For more details of all available functions, please refer to ChaseMpi.

5.3.4. DLAs for shared-memory architectures

The DLAs for shared-memory architectures with or without GPU are implemented in the classes chase::mpi::ChaseMpiDLACudaSeq and chase::mpi::ChaseMpiDLABlaslapackSeq, respectively.

5.3.5. DLAs for distributed-memory architectures

For the implementation of DLAs for distributed-memory architectures, they have been further decoupled into two layers:

  • the first layer is for the collective communication between different computing nodes

  • the second layer is for the implementation of local computation within each node

    • for homogeneous systems with CPUs-only, the local computation takes place on each individual MPI processor, with potential parallelization of multi-threading, e.g., with OpenMP.

    • for the heterogeneous systems with GPUs, some local computation takes place on each individual MPI processor, and more intensive computation are offloaded to each GPU bound to relevant MPI processor.

The local computations with or without GPUs are implemented in the classes chase::mpi::ChaseMpiDLABlaslapack and chase::mpi::ChaseMpiDLAMultiGPU, respectively.

The collective communication layer is shared between the distributed memory ChASE with or without GPU support, which is implemented in the class chase::mpi::chaseMpiDLA. This class takes an instance of chase::mpi::ChaseMpiDLAInterface, either chase::mpi::ChaseMpiDLABlaslapack or chase::mpi::ChaseMpiDLAMultiGPU as input.
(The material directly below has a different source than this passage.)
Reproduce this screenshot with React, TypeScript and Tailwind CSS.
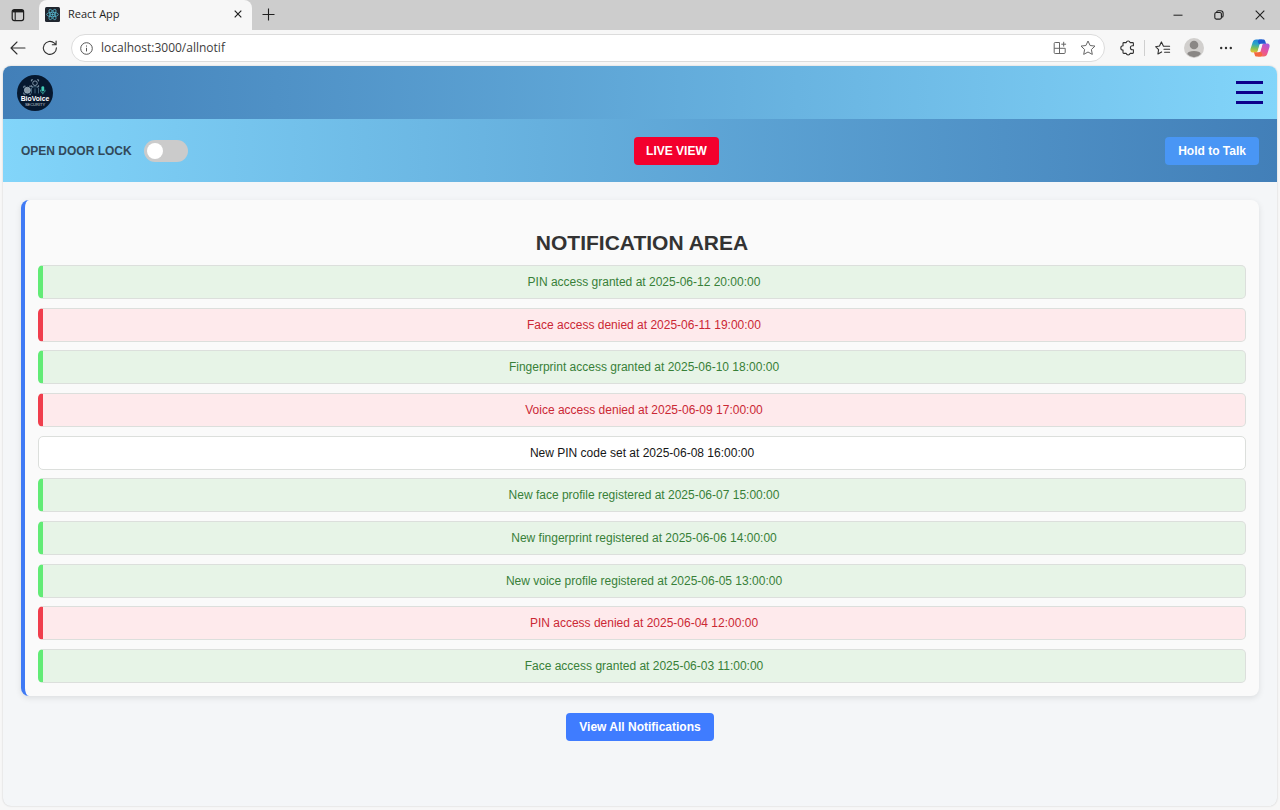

In this way, it is able to access to different implementations of local computation kernels.

Note

When an instance of chase::mpi::ChaseMpi is constructed for distributed-memory systems, one of its template parameter should be provided either chase::mpi::ChaseMpiDLABlaslapack and chase::mpi::ChaseMpiDLAMultiGPU. Then a instance of the class chase::mpi::ChaseMpiDLA will the created with the selected implementations of local computations kernels. In this way, ChASE is able to be ported to different computation architectures.